> **EXERCISE INSTRUCTIONS**
Find the word "React" in the listing; pull out each line holding it.

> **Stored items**
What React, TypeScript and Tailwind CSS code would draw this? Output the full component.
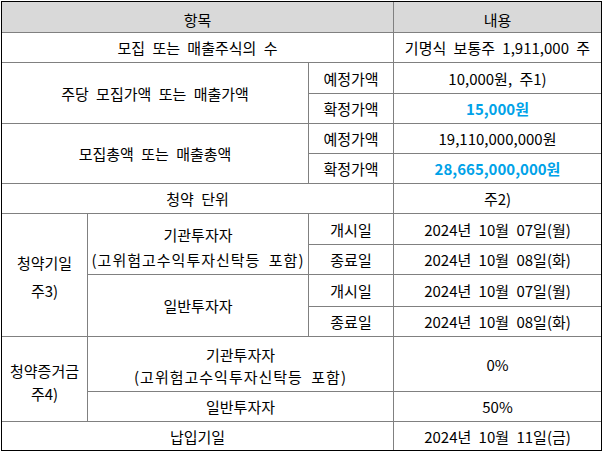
import React from "react";

const B = "border-[#808080]";

function Cell({
  className = "",
  children,
}: {
  className?: string;
  children?: React.ReactNode;
}) {
  return (
    <div
      className={`flex flex-col items-center justify-center text-center ${B} ${className}`}
    >
      {children}
    </div>
  );
}

const blue = "text-[#00a2e8] font-bold";

export default function App() {
  return (
    <div className="w-[603px] h-[452px] bg-white pl-px pt-px">
      <div
        className="w-[601px] h-[450px] border border-black grid text-[15px] text-black leading-none [word-spacing:4px]"
        style={{
          fontFamily: '"Noto Sans CJK KR", "Liberation Sans", sans-serif',
        }}
      >
        <div className="grid grid-cols-[86px_221px_85px_207px] grid-rows-[31px_30px_31px_30px_30px_30px_30px_31px_30px_32px_30px_55px_30px_28px]">
          {/* header */}
          <Cell className="col-span-3 border-r border-b bg-[#d9d9d9] pt-[5px]">항목</Cell>
          <Cell className="border-b bg-[#d9d9d9] pt-[5px]">내용</Cell>

          {/* row 2 */}
          <Cell className="col-span-3 border-r border-b">모집 또는 매출주식의 수</Cell>
          <Cell className="border-b">기명식 보통주 1,911,000 주</Cell>

          {/* rows 3-4 */}
          <Cell className="col-span-2 row-span-2 border-r border-b">
            주당 모집가액 또는 매출가액
          </Cell>
          <Cell className="border-r border-b">예정가액</Cell>
          <Cell className="border-b">10,000원, 주1)</Cell>
          <Cell className="border-r border-b">확정가액</Cell>
          <Cell className={`border-b ${blue}`}>15,000원</Cell>

          {/* rows 5-6 */}
          <Cell className="col-span-2 row-span-2 border-r border-b">
            모집총액 또는 매출총액
          </Cell>
          <Cell className="border-r border-b">예정가액</Cell>
          <Cell className="border-b">19,110,000,000원</Cell>
          <Cell className="border-r border-b">확정가액</Cell>
          <Cell className={`border-b ${blue}`}>28,665,000,000원</Cell>

          {/* row 7 */}
          <Cell className="col-span-3 border-r border-b">청약 단위</Cell>
          <Cell className="border-b">주2)</Cell>

          {/* rows 8-11 */}
          <Cell className="row-span-4 border-r border-b leading-[28px] pt-[4px]">
            <span>청약기일</span>
            <span>주3)</span>
          </Cell>
          <Cell className="row-span-2 border-r border-b leading-[25px] pt-[6px]">
            <span>기관투자자</span>
            <span className="tracking-[1px]">(고위험고수익투자신탁등 포함)</span>
          </Cell>
          <Cell className="border-r border-b">개시일</Cell>
          <Cell className="border-b">2024년 10월 07일(월)</Cell>
          <Cell className="border-r border-b">종료일</Cell>
          <Cell className="border-b">2024년 10월 08일(화)</Cell>
          <Cell className="row-span-2 border-r border-b">일반투자자</Cell>
          <Cell className="border-r border-b">개시일</Cell>
          <Cell className="border-b">2024년 10월 07일(월)</Cell>
          <Cell className="border-r border-b">종료일</Cell>
          <Cell className="border-b">2024년 10월 08일(화)</Cell>

          {/* rows 12-13 */}
          <Cell className="row-span-2 border-r border-b leading-[23px] pt-[6px]">
            <span>청약증거금</span>
            <span>주4)</span>
          </Cell>
          <Cell className="col-span-2 border-r border-b leading-[22px] pt-[3px]">
            <span>기관투자자</span>
            <span className="tracking-[1px]">(고위험고수익투자신탁등 포함)</span>
          </Cell>
          <Cell className="border-b">0%</Cell>
          <Cell className="col-span-2 border-r border-b">일반투자자</Cell>
          <Cell className="border-b">50%</Cell>

          {/* row 14 */}
          <Cell className="col-span-3 border-r">납입기일</Cell>
          <Cell>2024년 10월 11일(금)</Cell>
        </div>
      </div>
    </div>
  );
}
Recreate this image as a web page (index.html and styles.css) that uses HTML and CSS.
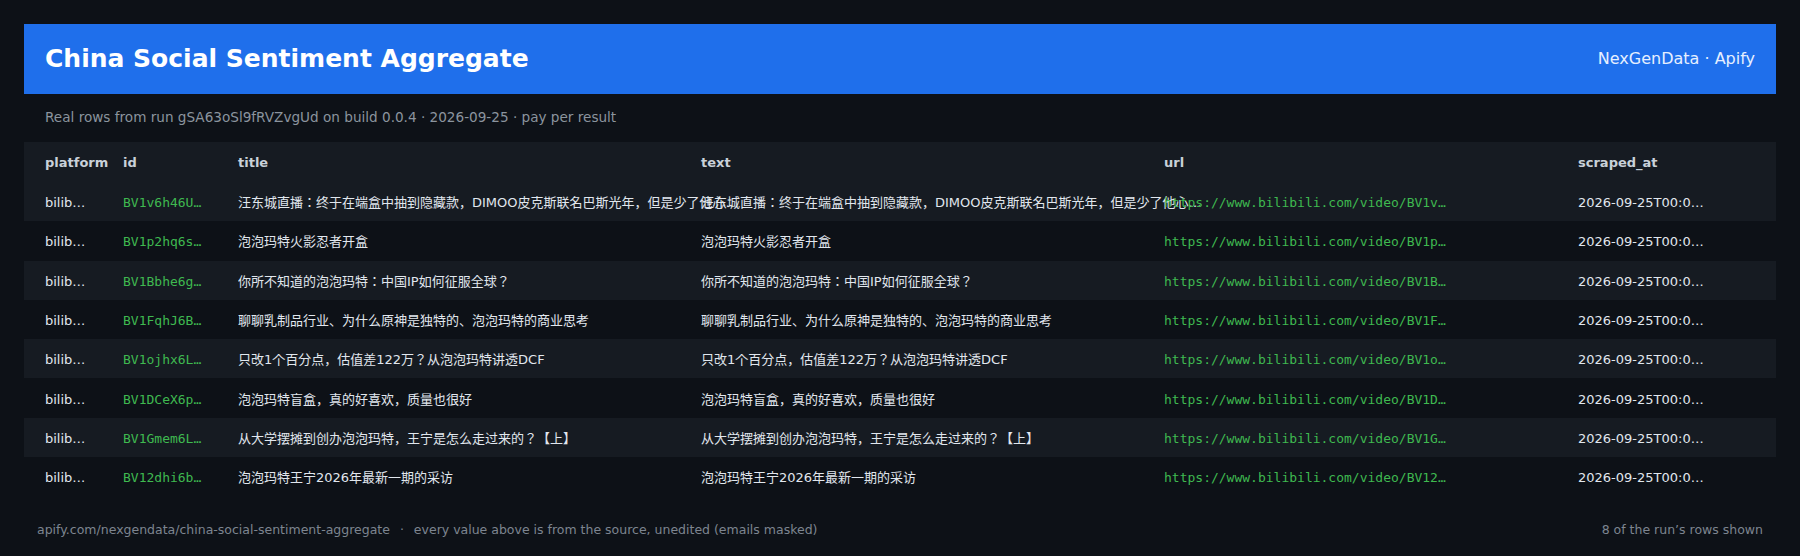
FILE: index.html
```html
<!DOCTYPE html>
<html lang="en">
<head>
<meta charset="utf-8">
<title>China Social Sentiment Aggregate</title>
<link rel="stylesheet" href="styles.css">
</head>
<body>
<div class="page">
  <header class="bar">
    <h1 class="bar-title">China Social Sentiment Aggregate</h1>
    <div class="bar-brand">NexGenData · Apify</div>
  </header>
  <p class="sub">Real rows from run gSA63oSl9fRVZvgUd on build 0.0.4 · 2026-09-25 · pay per result</p>
  <table class="grid">
    <colgroup>
      <col class="c-platform"><col class="c-id"><col class="c-title"><col class="c-text"><col class="c-url"><col class="c-time">
    </colgroup>
    <thead>
      <tr><th>platform</th><th>id</th><th>title</th><th>text</th><th>url</th><th>scraped_at</th></tr>
    </thead>
    <tbody>
      <tr>
        <td><div class="v v-plat">bilibili.com</div></td>
        <td><div class="v v-id">BV1v6h46UEaX</div></td>
        <td><div class="v v-long">汪东城直播：终于在端盒中抽到隐藏款，DIMOO皮克斯联名巴斯光年，但是少了他心心念念的胡迪</div></td>
        <td><div class="v v-long">汪东城直播：终于在端盒中抽到隐藏款，DIMOO皮克斯联名巴斯光年，但是少了他心心念念的胡迪</div></td>
        <td><div class="v v-url">https://www.bilibili.com/video/BV1v6h46UEaX</div></td>
        <td><div class="v v-time">2026-09-25T00:04:12Z</div></td>
      </tr>
      <tr>
        <td><div class="v v-plat">bilibili.com</div></td>
        <td><div class="v v-id">BV1p2hq6sE7k</div></td>
        <td><div class="v v-long">泡泡玛特火影忍者开盒</div></td>
        <td><div class="v v-long">泡泡玛特火影忍者开盒</div></td>
        <td><div class="v v-url">https://www.bilibili.com/video/BV1p2hq6sE7k</div></td>
        <td><div class="v v-time">2026-09-25T00:04:12Z</div></td>
      </tr>
      <tr>
        <td><div class="v v-plat">bilibili.com</div></td>
        <td><div class="v v-id">BV1Bbhe6gEyq</div></td>
        <td><div class="v v-long">你所不知道的泡泡玛特：中国IP如何征服全球？</div></td>
        <td><div class="v v-long">你所不知道的泡泡玛特：中国IP如何征服全球？</div></td>
        <td><div class="v v-url">https://www.bilibili.com/video/BV1Bbhe6gEyq</div></td>
        <td><div class="v v-time">2026-09-25T00:04:12Z</div></td>
      </tr>
      <tr>
        <td><div class="v v-plat">bilibili.com</div></td>
        <td><div class="v v-id">BV1FqhJ6BEp2</div></td>
        <td><div class="v v-long">聊聊乳制品行业、为什么原神是独特的、泡泡玛特的商业思考</div></td>
        <td><div class="v v-long">聊聊乳制品行业、为什么原神是独特的、泡泡玛特的商业思考</div></td>
        <td><div class="v v-url">https://www.bilibili.com/video/BV1FqhJ6BEp2</div></td>
        <td><div class="v v-time">2026-09-25T00:04:12Z</div></td>
      </tr>
      <tr>
        <td><div class="v v-plat">bilibili.com</div></td>
        <td><div class="v v-id">BV1ojhx6LE3m</div></td>
        <td><div class="v v-long">只改1个百分点，估值差122万？从泡泡玛特讲透DCF</div></td>
        <td><div class="v v-long">只改1个百分点，估值差122万？从泡泡玛特讲透DCF</div></td>
        <td><div class="v v-url">https://www.bilibili.com/video/BV1ojhx6LE3m</div></td>
        <td><div class="v v-time">2026-09-25T00:04:12Z</div></td>
      </tr>
      <tr>
        <td><div class="v v-plat">bilibili.com</div></td>
        <td><div class="v v-id">BV1DCeX6pE9w</div></td>
        <td><div class="v v-long">泡泡玛特盲盒，真的好喜欢，质量也很好</div></td>
        <td><div class="v v-long">泡泡玛特盲盒，真的好喜欢，质量也很好</div></td>
        <td><div class="v v-url">https://www.bilibili.com/video/BV1DCeX6pE9w</div></td>
        <td><div class="v v-time">2026-09-25T00:04:12Z</div></td>
      </tr>
      <tr>
        <td><div class="v v-plat">bilibili.com</div></td>
        <td><div class="v v-id">BV1Gmem6LEuh</div></td>
        <td><div class="v v-long">从大学摆摊到创办泡泡玛特，王宁是怎么走过来的？【上】</div></td>
        <td><div class="v v-long">从大学摆摊到创办泡泡玛特，王宁是怎么走过来的？【上】</div></td>
        <td><div class="v v-url">https://www.bilibili.com/video/BV1Gmem6LEuh</div></td>
        <td><div class="v v-time">2026-09-25T00:04:12Z</div></td>
      </tr>
      <tr>
        <td><div class="v v-plat">bilibili.com</div></td>
        <td><div class="v v-id">BV12dhi6bE4c</div></td>
        <td><div class="v v-long">泡泡玛特王宁2026年最新一期的采访</div></td>
        <td><div class="v v-long">泡泡玛特王宁2026年最新一期的采访</div></td>
        <td><div class="v v-url">https://www.bilibili.com/video/BV12dhi6bE4c</div></td>
        <td><div class="v v-time">2026-09-25T00:04:12Z</div></td>
      </tr>
    </tbody>
  </table>
  <footer class="foot">
    <span class="foot-left">apify.com/nexgendata/china-social-sentiment-aggregate <span class="sep">·</span> every value above is from the source, unedited (emails masked)</span>
    <span class="foot-right">8 of the run’s rows shown</span>
  </footer>
</div>
</body>
</html>
```

FILE: styles.css
```css
* { box-sizing: border-box; }

html, body {
  margin: 0;
  padding: 0;
  background: #0d1117;
}

body {
  font-family: "DejaVu Sans", "Noto Sans CJK JP", sans-serif;
  color: #e6edf3;
  width: 1800px;
  height: 556px;
  overflow: hidden;
}

.page {
  padding: 24px 24px 0 24px;
}

.bar {
  height: 70px;
  background: #1f6feb;
  display: flex;
  align-items: center;
  justify-content: space-between;
  padding: 0 21px 2px 21px;
}

.bar-title {
  margin: 0;
  font-size: 25px;
  font-weight: 700;
  color: #ffffff;
  letter-spacing: 0;
}

.bar-brand {
  font-size: 16px;
  color: #e6efff;
}

.sub {
  margin: 14px 0 0 21px;
  font-size: 13.6px;
  line-height: 18px;
  color: #8b949e;
}

.grid {
  margin-top: 16px;
  width: 1752px;
  table-layout: fixed;
  border-collapse: collapse;
  border-spacing: 0;
}

.c-platform { width: 99px; }
.c-id { width: 115px; }
.c-title { width: 463px; }
.c-text { width: 463px; }
.c-url { width: 414px; }
.c-time { width: 198px; }

.grid th,
.grid td {
  padding: 0;
  text-align: left;
  white-space: nowrap;
  vertical-align: middle;
  overflow: visible;
}

.grid th:first-child,
.grid td:first-child {
  padding-left: 21px;
}

.grid thead tr {
  background: #161b22;
}

.grid th {
  height: 40px;
  font-size: 13px;
  font-weight: 700;
  color: #c9d1d9;
}

.grid td {
  height: 39.3px;
  padding-top: 3px;
  font-size: 13px;
  color: #e1e7ee;
}

.grid tbody tr:nth-child(odd) {
  background: #161b22;
}

.v {
  overflow: hidden;
  text-overflow: ellipsis;
  white-space: nowrap;
  line-height: 18px;
}

.v-plat { max-width: 41px; }
.v-id {
  max-width: 80px;
  font-family: "DejaVu Sans Mono", monospace;
  color: #3fb950;
}
.v-long { width: 512px; }
.v-url {
  max-width: 285px;
  font-family: "DejaVu Sans Mono", monospace;
  color: #3fb950;
}
.v-time { max-width: 130px; }

.foot {
  display: flex;
  justify-content: space-between;
  align-items: center;
  margin-top: 26px;
  padding: 0 13px;
  font-size: 12.5px;
  line-height: 16px;
  color: #7d8590;
}

.sep {
  margin: 0 6px;
}
```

> **FINISHED ANSWER**
What React, TypeScript and Tailwind CSS code would draw this? Output the full component.
import React from "react";
  children?: React.ReactNode;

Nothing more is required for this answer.